Clef des Grands Mystères
Complément indispensable de toute tenue dans le Temple couvert, il parachève l’œuvre communautaire par le partage des nourritures. Une tenue peut d’ailleurs se réduire à lui. La salle du banquet, à l’Occident du Temple, en est l’espace de transmutation.
L’art de se tenir à table correspond depuis toujours à l’art de sagesse, à l’art du Verbe. L’initiation ne peut se passer de cet aspect opératif et magique qui associe la partage spirituel à l’échange matériel.
Tout travail de table commence par un rituel du grade et se termine par une chaîne d’union. Il ne peut être anarchique. Il doit être ordonné selon la Règle. La table est symboliquement toujours servie.

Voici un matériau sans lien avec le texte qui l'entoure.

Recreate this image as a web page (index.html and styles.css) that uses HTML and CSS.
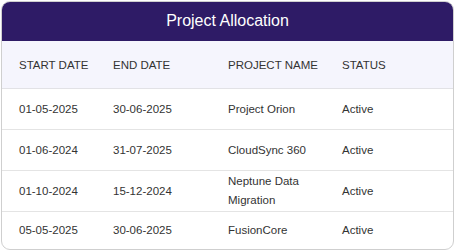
FILE: index.html
```html
<!DOCTYPE html>
<html>
<head>
<meta charset="utf-8">
<link rel="stylesheet" href="styles.css">
</head>
<body>
<div class="card">
  <div class="title">Project Allocation</div>
  <table class="grid">
    <colgroup>
      <col class="c1"><col class="c2"><col class="c3"><col class="c4">
    </colgroup>
    <thead>
      <tr><th>START DATE</th><th>END DATE</th><th>PROJECT NAME</th><th>STATUS</th></tr>
    </thead>
    <tbody>
      <tr><td>01-05-2025</td><td>30-06-2025</td><td>Project Orion</td><td>Active</td></tr>
      <tr><td>01-06-2024</td><td>31-07-2025</td><td>CloudSync 360</td><td>Active</td></tr>
      <tr><td>01-10-2024</td><td>15-12-2024</td><td>Neptune Data Migration</td><td>Active</td></tr>
      <tr class="last"><td>05-05-2025</td><td>30-06-2025</td><td>FusionCore</td><td>Active</td></tr>
    </tbody>
  </table>
</div>
</body>
</html>
```
FILE: styles.css
```css
html, body {
  margin: 0;
  padding: 0;
  background: #ffffff;
}
body {
  padding: 1px 0 0 1px;
  font-family: "Liberation Sans", Arial, sans-serif;
}
.card {
  box-sizing: border-box;
  width: 453px;
  height: 249px;
  border: 1px solid #cfcfcf;
  border-radius: 9px;
  overflow: hidden;
  background: #ffffff;
}
.title {
  height: 39px;
  background: #2e1b66;
  color: #ffffff;
  font-size: 16px;
  line-height: 37px;
  text-align: center;
}
.grid {
  width: 451px;
  border-collapse: collapse;
  table-layout: fixed;
}
.c1 { width: 94px; }
.c2 { width: 115px; }
.c3 { width: 114px; }
.c4 { width: 128px; }
th, td {
  padding: 0 8px 0 17px;
  text-align: left;
  vertical-align: middle;
  font-size: 11.5px;
  color: #333333;
  font-weight: normal;
}
th {
  height: 47px;
  padding-right: 0;
  white-space: nowrap;
  background: #f5f5fd;
  border-bottom: 1px solid #e2e2e6;
}
td {
  height: 40px;
  line-height: 19px;
  border-bottom: 1px solid #e4e4e4;
}
tr.last td {
  border-bottom: none;
  height: 37px;
}
```
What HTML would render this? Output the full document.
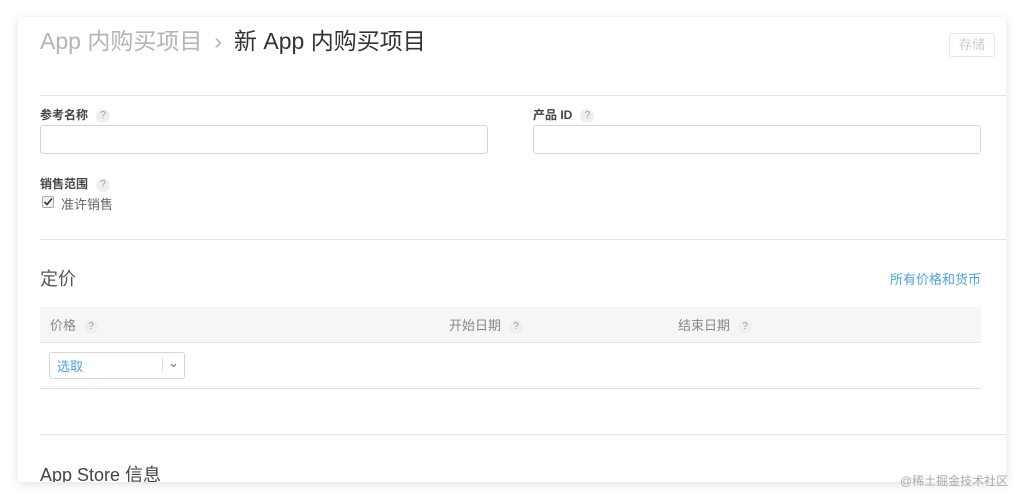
<!DOCTYPE html>
<html><head><meta charset="utf-8"><style>
body{margin:0;width:1024px;height:501px;background:#fff;overflow:hidden;font-family:"Liberation Sans","Noto Sans CJK SC",sans-serif;position:relative}
.card{position:absolute;left:18px;top:17px;width:988px;height:465px;background:#fff;box-shadow:0 2px 10px rgba(0,0,0,.12);overflow:hidden}
.a{position:absolute;white-space:nowrap}
.hr{position:absolute;height:1px;background:#e3e3e3}
.q{display:inline-block;width:14px;height:14px;border-radius:7px;background:#efefef;color:#999;font-size:10px;line-height:14px;text-align:center;font-weight:normal;vertical-align:1px;margin-left:8px}
.lbl{font-size:12px;font-weight:bold;color:#444}
.inp{position:absolute;height:29px;border:1px solid #d6d6d6;border-radius:3px;box-sizing:border-box}
</style></head><body>
<div class="card">
<div class="a" style="left:22px;top:5px;font-size:23px;color:#b4b4b4">App 内购买项目<span style="margin:0 12px 0 12px">›</span><span style="color:#333">新 App 内购买项目</span></div>
<div class="a" style="left:931px;top:16px;width:46px;height:24px;border:1px solid #e6e6e6;border-radius:3px;box-sizing:border-box;color:#ccc;font-size:13px;line-height:22px;text-align:center">存储</div>
<div class="hr" style="left:22px;top:78px;width:966px"></div>
<div class="a lbl" style="left:22px;top:89px">参考名称<span class="q">?</span></div>
<div class="inp" style="left:22px;top:108px;width:448px"></div>
<div class="a lbl" style="left:515px;top:89px">产品 ID<span class="q">?</span></div>
<div class="inp" style="left:515px;top:108px;width:448px"></div>
<div class="a lbl" style="left:22px;top:158px">销售范围<span class="q">?</span></div>
<div class="a" style="left:24px;top:179px;width:12px;height:12px;border:1px solid #aaa;border-radius:2px;background:#eef3f8;box-sizing:border-box"><svg width="12" height="12" style="position:absolute;left:-1px;top:-1px"><path d="M2.5 6 L5 8.5 L10 2.5" stroke="#333" stroke-width="1.6" fill="none"/></svg></div>
<div class="a" style="left:43px;top:177px;font-size:13px;color:#666">准许销售</div>
<div class="hr" style="left:22px;top:222px;width:966px"></div>
<div class="a" style="left:22px;top:248px;font-size:18px;color:#555">定价</div>
<div class="a" style="right:25px;top:252px;font-size:13px;color:#4ba4e0">所有价格和货币</div>
<div class="a" style="left:22px;top:290px;width:941px;height:35px;background:#f6f6f6;border-bottom:1px solid #e6e6e6"></div>
<div class="a" style="left:32px;top:298px;font-size:13px;color:#888">价格<span class="q">?</span></div>
<div class="a" style="left:431px;top:298px;font-size:13px;color:#888">开始日期<span class="q">?</span></div>
<div class="a" style="left:660px;top:298px;font-size:13px;color:#888">结束日期<span class="q">?</span></div>
<div class="inp" style="left:31px;top:335px;width:136px;height:27px"></div>
<div class="a" style="left:39px;top:339px;font-size:13px;color:#4ba4e0">选取</div>
<div class="a" style="left:144px;top:341px;width:1px;height:15px;background:#e0e0e0"></div>
<svg class="a" style="left:152px;top:346px" width="7" height="5"><path d="M1 1 L3.5 3.5 L6 1" stroke="#666" stroke-width="1" fill="none"/></svg>
<div class="hr" style="left:22px;top:371px;width:941px"></div>
<div class="hr" style="left:22px;top:417px;width:966px"></div>
<div class="a" style="left:22px;top:444px;font-size:18px;color:#444">App Store 信息</div>
</div>
<div class="a" style="left:900px;top:472px;font-size:12px;color:#aaa">@稀土掘金技术社区</div>
</body></html>
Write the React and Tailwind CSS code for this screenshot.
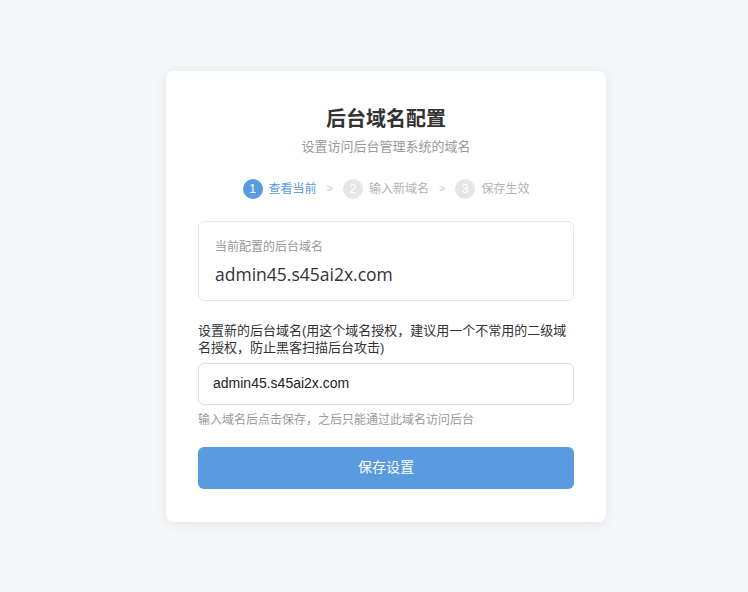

En prenant place, les frères posent les mains, doigts en équerre. Ils font ainsi une accolade à cette table et reconnaissent la présence des Initiés Passés à l’Orient Eternel, perpétuellement présents.
La circulation des énergies
Tout l’être est sollicité au banquet qui mobilise les cinq sens. La parole qui circule nourrit les frères bien plus que tout autre travail. Le rire en est indissociable, rappelant que Dieu fait apparaître la lumière et crée le monde en éclatant de rire. Comme dans le Temple, chacun s’adresse au Tableau de Loge, à l’invite du Vénérable Maître. La nappe, d’un blanc immaculé, est le Tableau du banquet. Des questions de table sont abordées ainsi que des compléments au sujet de la tenue, les Apprentis pouvant s’exprimer.
Là sont communiqués concrètement tous les mystères. C’est un outil de perception très efficace car tout y est révélé. Il permet de sacraliser un moment essentiel que nous devons préserver car il donne accès dans l’instant à la Cause. L’énergie se rassemble dans ce moment de plénitude fraternelle. On touche la vie en esprit et toutes les formes de vie y sont présentes. Toutes les forces sont rechargées et stabilisées dans le banquet. La vitalité de la communauté s’épuise quand elle est dispersée; là elle se recharge et chacun reprend la puissance nécessaire à l’accomplissement du quotidien. Les liens entre les frères se renforcent.
L’amour fraternel
Les frères ne peuvent se réunir sans banquet car la nourriture fondamentale qui y est consommée est le Verbe, cette énergie spirituelle essentielle. Il a été prononcé dans le Temple couvert et il doit être assimilé. A la table, il se fait chair très concrètement. Rien d’innocent n’y est proposé. La plus grande vigilance est nécessaire. Les nourritures du corps s’associent avec celles de l’Esprit.
Le vin est l’essence de la création. Il est rituellement partagé et bu à la gloire du Grand Architecte de l’Univers. Il est la boisson d’immortalité qui va éveiller l’âme des frères et fertiliser tous leurs sens. Ainsi s’obtient l’ivresse divine. Le vin est la vigilance de la table.
Par la circulation du pain, toute possibilité de transmutation est offerte, à chaque fois, inlassablement. Il se crée une communion qui rassemble tous les frères, du dernier apprenti entré aux Initiés Passés à l’Orient Eternel. Là est la persévérance de la table.
Le pain, qui est une pierre brute, est la substance de la création. L’absorber revient à manger une création du Grand Architecte, à absorber son Esprit et à poursuivre son Oeuvre. Le banquet consiste donc à manger la pierre, celle que l’on taille en communauté et qui naît de la table. Le rôle des maîtres est notamment d’indiquer aux plus jeunes la pierre qu’il faut savoir absorber.
Autour de la table se révèle l’aspect opératif de la communion fraternelle. Le partage qui s’accomplit sur tous les plans est un acte d’amour, de don qui aboutit à une plénitude unissant l’existence terrestre à la vie céleste.